Last summer, my boyfriend dumped me. It was a serious relationship and we were about to get married. It wasn’t a healthy relationship. I used him as my crutch. I told myself ‘as long as I have him, I’ll be fine.’ I knew that there was a possibility he could leave and not necessarily by choice e.g. a tragic accident could befall him. I knew that when he left, I wouldn’t be able to cope but I didn’t do anything about it. This proved to be a serious mistake.
In hospital I met people who understood what it felt like to struggle with mental health issues
I became really unwell. I spent two short periods in psychiatric hospital. I came into contact with emergency services so many times that I lost count; it was like I lived in the assessment suite at my local mental hospital at one point. This is because I kept harming myself or, in their words, I kept acting ‘mentally disordered’ in a public place. The emergency staff weren’t always nice, especially some of the police officers. I was an informal patient during both my stays in mental hospital.
What was nice though was being surrounded by people who understood what it felt like to struggle with mental health issues. I met so many people who were diagnosed with various disorders including the ones I suffer from: emotionally unstable personality disorder (EUPD) and depression. I met other people who were suicidal, unable to cope with life, unable to cope with emotions etc. We were like a family. We all looked out for each other generally. I finally felt like I fitted in somewhere. In particular, I remember one woman who had this really dark sense of humour, which I think most people would not get but I got it. This is because she had EUPD like me and I struggled with the same symptoms as her. I did feel a bit triggered sometimes but, for the most part, it was all right. Hospital kept me safe and that was what I needed.
My family just did not 'get' my illness
Prior to this, my life was simply unstable. I’d get hurt by the smallest things. I’d start thinking of ending my life over the silliest things. The world was full of triggers for me and I think my main triggers were people. It seemed everything people said and did triggered me. They simply could do nothing right. Coming from a Somali and Muslim background, my family just did not get it.

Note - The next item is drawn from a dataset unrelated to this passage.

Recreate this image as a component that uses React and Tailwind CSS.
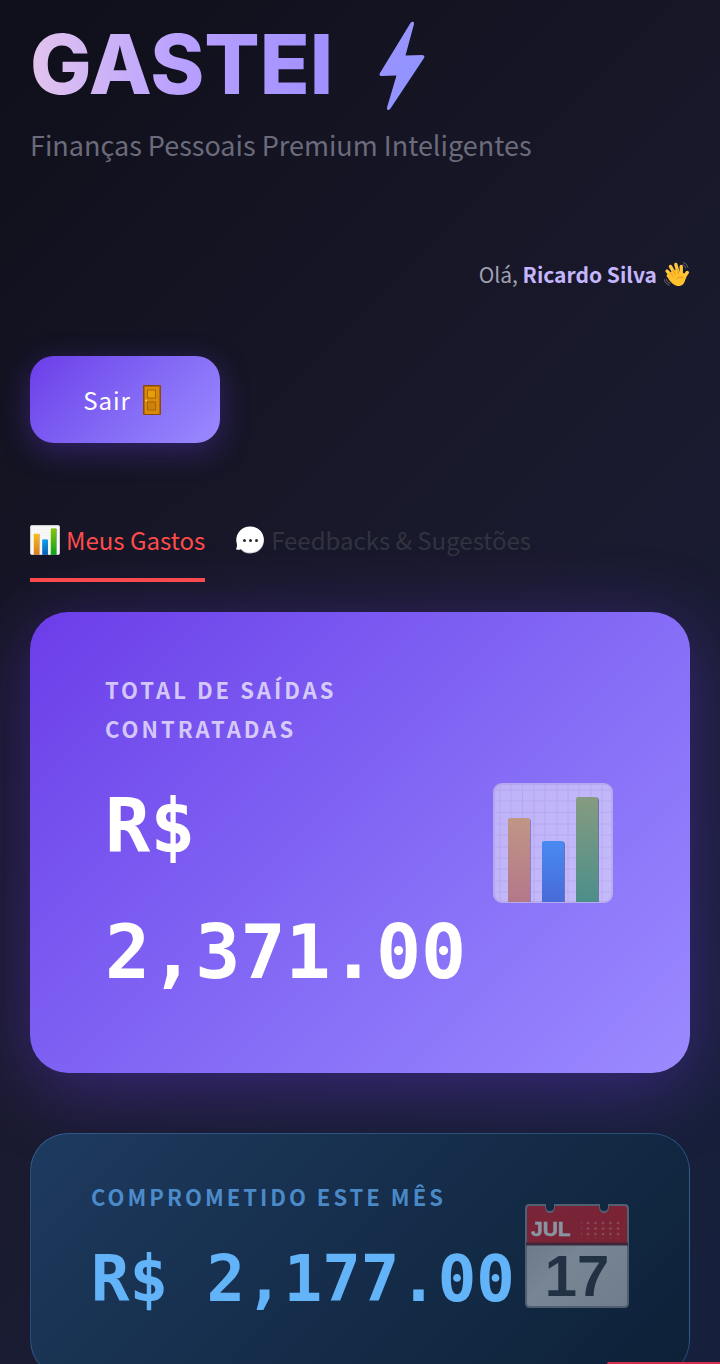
import { useId, useState } from "react";

const SANS = "font-['Noto_Sans_CJK_SC','Noto_Sans',sans-serif]";
const MONO = "font-['DejaVu_Sans_Mono',monospace]";

function BoltIcon({ className }) {
    const id = useId();
    return (
        <svg viewBox="0 0 46 90" className={className} aria-hidden="true">
            <defs>
                <linearGradient id={id} x1="0" y1="0" x2="1" y2="1">
                    <stop offset="0" stopColor="#9d92ff" />
                    <stop offset="1" stopColor="#8c94ff" />
                </linearGradient>
            </defs>
            <path
                d="M31.500 3C33 1 35.500 1.500 35 4L26.500 35.500L43 35C45 35 46 36.500 45 38L11.500 88.500C10 91 7.500 90 8 87.500L17.500 55.500L2.500 56C.5 56 0 54.500 1 53Z"
                fill={`url(#${id})`}
            />
        </svg>
    );
}

function WaveIcon({ className }) {
    return (
        <svg viewBox="0 0 40 40" className={className} aria-hidden="true">
            <g stroke="#ffc83d" strokeLinecap="round" fill="none" strokeWidth="5">
                <path d="M17 26L6 15" />
                <path d="M19 22L11 8" />
                <path d="M23 20L19 5" />
                <path d="M27 22L27 8" />
                <path d="M30 28C32 24 32 21 36 17" />
            </g>
            <path d="M6 20L17 13L31 18L33 25C33 33 28 38 21 37C13 35 9 28 5 22Z" fill="#ffc02e" />
            <path d="M10 17L16 23M14 13L19 20M21 11L23 19M20 27Q23 22 30 25" fill="none" stroke="#d98512" strokeWidth="1" />
            <path d="M30 2Q36 4 37 10M29 5Q33 7 34 11M2 27Q3 34 10 36M5 27Q6 32 11 33" fill="none" stroke="#77716c" strokeWidth="1.300" />
        </svg>
    );
}

function DoorIcon({ className }) {
    return (
        <svg viewBox="0 0 18 30" className={className} aria-hidden="true">
            <rect width="18" height="30" rx="1" fill="#8b4a0b" />
            <rect x="1.500" y="1.500" width="15" height="27.500" fill="#d98a08" />
            <rect x="4.500" y="5" width="8" height="8" fill="#e79e08" stroke="#a7620a" />
            <rect x="4.500" y="17" width="8" height="8" fill="#cf820a" stroke="#a7620a" />
            <circle cx="3" cy="15.500" r="1" fill="#f9d35b" />
        </svg>
    );
}

function ChartIcon({ className }) {
    const id = useId();
    return (
        <svg viewBox="0 0 120 120" className={className} aria-hidden="true">
            <defs>
                <linearGradient id={`${id}a`} x2="0" y2="1">
                    <stop stopColor="#f9bd16" />
                    <stop offset="1" stopColor="#dc7b1d" />
                </linearGradient>
                <linearGradient id={`${id}b`} x2="0" y2="1">
                    <stop stopColor="#0aa2ed" />
                    <stop offset="1" stopColor="#0560b8" />
                </linearGradient>
                <linearGradient id={`${id}c`} x2="0" y2="1">
                    <stop stopColor="#84c40b" />
                    <stop offset="1" stopColor="#09a51b" />
                </linearGradient>
            </defs>
            <rect x="1" y="1" width="118" height="118" rx="8" fill="#fafafa" stroke="#e2e2e6" strokeWidth="2" />
            <path
                d="M7 2V118M18 2V118M29.500 2V118M41 2V118M52 2V118M64 2V118M75 2V118M86 2V118M98 2V118M109 2V118M2 7H118M2 18H118M2 29.500H118M2 41H118M2 52H118M2 64H118M2 75H118M2 86H118M2 98H118M2 109H118"
                stroke="#e2e2ea"
            />
            <path d="M17 119V38Q17 36 19 36H36Q38 36 38 38V119Z" fill="#8b88a5" />
            <path d="M51 119V61Q51 59 53 59H70Q72 59 72 61V119Z" fill="#4f6590" />
            <path d="M85 119V17Q85 15 87 15H104Q106 15 106 17V119Z" fill="#527260" />
            <path d="M15 119V37Q15 35 17 35H35Q37 35 37 37V119Z" fill={`url(#${id}a)`} />
            <path d="M49 119V60Q49 58 51 58H69Q71 58 71 60V119Z" fill={`url(#${id}b)`} />
            <path d="M83 119V16Q83 14 85 14H103Q105 14 105 16V119Z" fill={`url(#${id}c)`} />
        </svg>
    );
}

function SpeechIcon({ className }) {
    return (
        <svg viewBox="0 0 30 30" className={className} aria-hidden="true">
            <path d="M15 2C23.500 2 29 7.500 29 15S23.500 28.500 15 28.500C11 28.500 8 27 6 24.500C4.500 25 2.500 25 1 24.500C2.500 22.500 2 19 1.500 16C1 8 7 2 15 2Z" fill="#c9c9ce" />
            <path d="M15 1.500C23 1.500 28.500 7 28.500 14.500S23 27.500 15 27.500C11 27.500 8 26 6 23.500C4.500 24.500 2.500 24.500 1 24C2.500 22 2 19 1.500 16C1 8 7 1.500 15 1.500Z" fill="#fff" />
            <circle cx="9.500" cy="15.500" r="1.500" fill="#282828" />
            <circle cx="15.500" cy="15.500" r="1.500" fill="#282828" />
            <circle cx="21.500" cy="15.500" r="1.500" fill="#282828" />
        </svg>
    );
}

function CalendarIcon({ className }) {
    const id = useId();
    return (
        <svg viewBox="0 0 104 104" className={className} aria-hidden="true">
            <defs>
                <linearGradient id={id} x2="1" y2="1">
                    <stop stopColor="#b4bac2" />
                    <stop offset=".5" stopColor="#dfe3e7" />
                    <stop offset="1" stopColor="#cfd3d8" />
                </linearGradient>
                <pattern id={`${id}dots`} width="7.500" height="5.500" patternUnits="userSpaceOnUse">
                    <circle cx="3" cy="2.500" r="1.200" fill="#f08a91" />
                </pattern>
            </defs>
            <path
                d="M4 1H20V4Q21 8 25 8T30 4V1H74V4Q75 8 79 8T84 4V1H100Q103 1 103 5V99Q103 103 99 103H5Q1 103 1 99V5Q1 1 4 1Z"
                fill={`url(#${id})`}
                stroke="#8f97a3"
                strokeWidth="2"
            />
            <path d="M4 2H20V4Q21 9 25 9T30 4V2H74V4Q75 9 79 9T84 4V2H100Q102 2 102 5V39H2V5Q2 2 4 2Z" fill="#e0202b" />
            <path d="M1 40H103" stroke="#6e2434" strokeWidth="3" />
            <rect x="56" y="15" width="43" height="20" fill={`url(#${id}dots)`} />
            <text x="6" y="32" fontSize="21" fontWeight="700" fill="#fff" stroke="#fff" strokeWidth=".5" className="font-['Liberation_Sans',sans-serif]">JUL</text>
            <text x="52" y="92" fontSize="58" fontWeight="700" textAnchor="middle" fill="#353b48" className="font-['Liberation_Sans',sans-serif]">17</text>
        </svg>
    );
}

function App() {
    const [aba, setAba] = useState("gastos");

    const corAba = (nome) =>
        aba === nome ? "border-[#ff4b4b] text-[#ff4b4b]" : "border-transparent text-[#31333f]";

    return (
        <div className={`min-h-screen overflow-hidden bg-linear-135 from-[#0f0f1a] via-[#1a1a2e] to-[#16213e] px-[30px] pb-10 ${SANS}`}>

            {/* TOPO */}
            <header className="pt-5">
                <h1 className="flex items-center gap-[46px] font-['Inter',sans-serif] text-[82px] leading-[90px] font-extrabold">
                    <span className="bg-linear-to-r from-[#e2c4ed] via-[#b8a0ff] to-[#a08fff] bg-clip-text text-transparent">GASTEI</span>
                    <BoltIcon className="h-[90px] w-[46px]" />
                </h1>
                <p className="mt-[14px] text-[27px] leading-[42px] text-[#6b6b7b]">
                    Finanças Pessoais Premium Inteligentes
                </p>
            </header>

            {/* USUÁRIO */}
            <div className="mt-[90px] flex items-center justify-end gap-1.5 text-[21px] leading-9 text-[#a0a0b0]">
                <span>Olá, <strong className="font-bold text-[#c4b5fd]">Ricardo Silva</strong></span>
                <WaveIcon className="size-[27px]" />
            </div>

            <button
                type="button"
                className="mt-16 flex h-[87px] w-[190px] items-center justify-center gap-3 rounded-[24px] bg-linear-135 from-[#6c3ce9] to-[#9b8aff] pr-1.5 text-[24px] tracking-[1px] text-white shadow-[0_8px_30px_rgba(108,60,233,0.35)]"
            >
                Sair
                <DoorIcon className="h-[30px] w-[18px]" />
            </button>

            {/* ABAS */}
            <div role="tablist" className="mt-[75px] flex gap-[30px] text-[24px] leading-[44px]">
                <button
                    type="button"
                    role="tab"
                    aria-selected={aba === "gastos"}
                    onClick={() => setAba("gastos")}
                    className={`flex items-center gap-1.5 border-b-4 pb-4 ${corAba("gastos")}`}
                >
                    <ChartIcon className="size-[30px]" />
                    Meus Gastos
                </button>
                <button
                    type="button"
                    role="tab"
                    aria-selected={aba === "feedbacks"}
                    onClick={() => setAba("feedbacks")}
                    className={`flex items-center gap-1.5 border-b-4 pb-4 ${corAba("feedbacks")}`}
                >
                    <SpeechIcon className="size-[30px]" />
                    Feedbacks &amp; Sugestões
                </button>
            </div>

            {/* CARDS */}
            <main className="mt-[30px] flex flex-col gap-[60px]">
                <section className="flex items-center justify-between rounded-[38px] bg-linear-135 from-[#6c3ce9] to-[#9b8aff] px-[75px] py-[58px] shadow-[0_15px_75px_rgba(108,60,233,0.4)]">
                    <div className="min-w-0 flex-1">
                        <h2 className="text-[22px] leading-[39px] font-bold tracking-[3px] text-white/70 uppercase">
                            Total de saídas contratadas
                        </h2>
                        <p className={`mt-[15px] text-[75px] leading-[126px] font-bold text-white ${MONO}`}>
                            R$ 2,371.00
                        </p>
                    </div>
                    <ChartIcon className="mr-[2px] size-[120px] shrink-0 opacity-50" />
                </section>

                <section className="flex items-center justify-between rounded-[38px] border border-[#63b3ff]/30 bg-linear-135 from-[#1e3a5f] to-[#0d2137] px-[60px] py-[43px]">
                    <div>
                        <h2 className="text-[22px] leading-[39px] font-bold tracking-[3px] text-[#63b3ff]/70 uppercase">
                            Comprometido este mês
                        </h2>
                        <p className={`mt-2 text-[64px] leading-[110px] font-bold whitespace-nowrap text-[#63b3f8] ${MONO}`}>
                            R$ 2,177.00
                        </p>
                    </div>
                    <CalendarIcon className="size-[104px] shrink-0 opacity-50" />
                </section>
            </main>

            <div className="fixed right-0 bottom-0 h-0.5 w-[113px] rounded-tl-sm bg-[#d5304f]" />
        </div>
    );
}

export default App;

My turning point in my life was getting arrested for a minor offence for something I did when I was unwell. Even in my custody notes, the social worker said my behaviour was ‘probably due to my emotionally unstable personality disorder.’ I did lodge a complaint against the police for arresting me even though I was unwell and I did the ‘crime’ simply because of that but they explained to me that their hands were tied and that they had to keep me safe. It was a turning point because prior to this, I had never been arrested before. I had always been a law-abiding citizen. I just never imagined that I’d be worrying about having a criminal record. In the end, after contacting the police, I was informed that my record was still clean, thankfully.
Take each day at a time
Things are stable now. That’s all I can say. I am not going to say I am happy because I am not. I am not going to say all my problems have been solved because they haven’t. I recently started mentalisation based therapy. I also volunteer with a homelessness organisation in London. I’ve dabbled in some other voluntary work here and there too. And currently, I am looking for part time work with a mental health charity.

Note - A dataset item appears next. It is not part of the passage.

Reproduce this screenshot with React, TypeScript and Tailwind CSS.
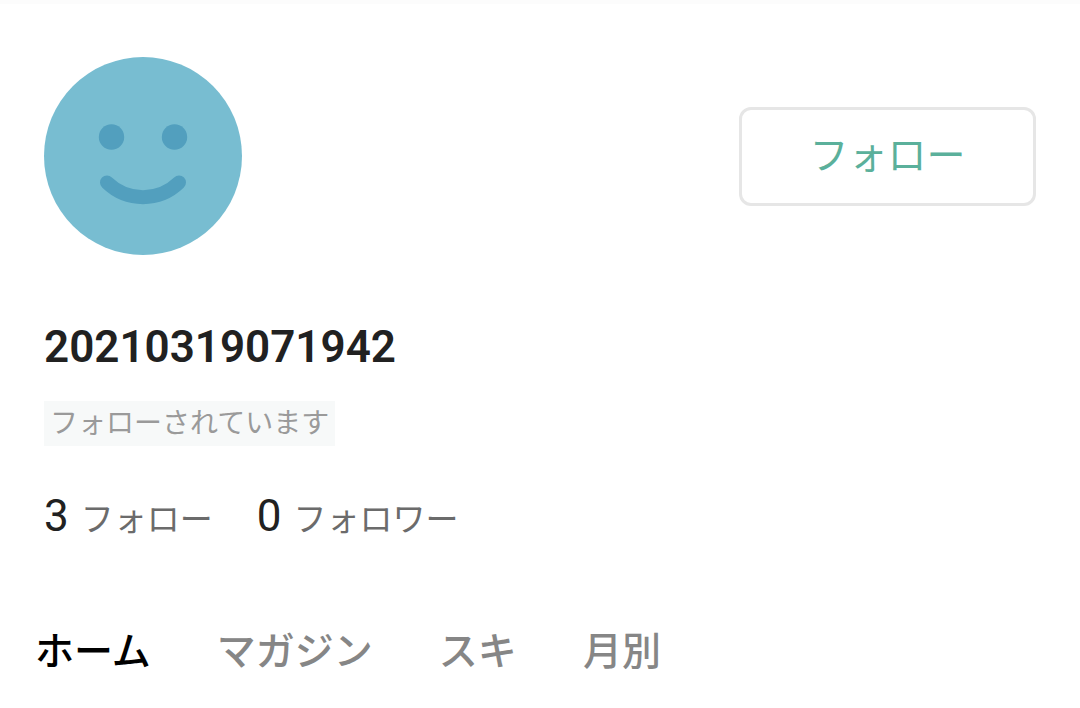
import React from 'react';

const TABS = [
  { id: 'home', label: 'ホーム' },
  { id: 'magazine', label: 'マガジン' },
  { id: 'likes', label: 'スキ' },
  { id: 'monthly', label: '月別' },
];

const STATS = [
  { count: 3, label: 'フォロー', href: '#followings' },
  { count: 0, label: 'フォロワー', href: '#followers' },
];

const Avatar: React.FC = () => (
  <svg viewBox="0 0 198 198" className="w-[198px] h-[198px] shrink-0" aria-hidden="true">
    <circle cx="99" cy="99" r="99" fill="#78bdd1" />
    <circle cx="67.5" cy="80" r="12.7" fill="#529fbe" />
    <circle cx="130.500" cy="80" r="12.7" fill="#529fbe" />
    <path d="M63 125.500C83 145 115 145 135 125.500" fill="none" stroke="#529fbe" strokeWidth="14" strokeLinecap="round" />
  </svg>
);

export default function App() {
  return (
    <div className="min-h-screen border-t-4 border-[#fcfcfc] bg-white font-[Roboto,'Noto_Sans_CJK_JP',sans-serif] text-[#212121]">
      <header className="px-11 pt-[53px]">
        <div className="flex items-center justify-between">
          <Avatar />
          <button className="h-[99px] w-[297px] rounded-xl border-3 border-[#e6e6e6] bg-white text-[39px] text-[#5bb09b]">
            フォロー
          </button>
        </div>

        <h1 className="mt-16 text-[44px] leading-14 font-semibold">20210319071942</h1>
        <p className="mt-[26px] w-fit bg-[#f7f9f9] px-1.5 text-[28px] leading-[45px] text-[#9a9a9a]">
          フォローされています
        </p>

        <div className="mt-[42px] flex gap-11">
          {STATS.map((stat) => (
            <a key={stat.label} href={stat.href} className="flex items-baseline gap-3 leading-14">
              <span className="text-[44px]">{stat.count}</span>
              <span className="text-[33px] text-[#6b6b6b]">{stat.label}</span>
            </a>
          ))}
        </div>
      </header>

      <nav className="mt-[76px] flex gap-[66px] px-[35px]">
        {TABS.map((tab, i) => (
          <a
            key={tab.id}
            href={`#${tab.id}`}
            aria-current={i === 0 ? 'page' : undefined}
            className={`text-[39px] leading-14 font-medium ${i === 0 ? 'text-black' : 'text-[#868686]'}`}
          >
            {tab.label}
          </a>
        ))}
      </nav>
    </div>
  );
}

What has helped me significantly are the following things:
- Religion- I am a practising Muslim.
- Volunteering – I simply love volunteering. No matter what I am going through, I still have shelter and food in my stomach. Helping homeless people reminds me of this! I also love the people I work with. (Sshhh, don’t tell them!)
- Support network – I have a family and a few friends.
My top tip is to take each day at a time. Do not dwell on the past or worry too much about the future. Yesterday has gone and therefore can’t be undone, and tomorrow is not even guaranteed!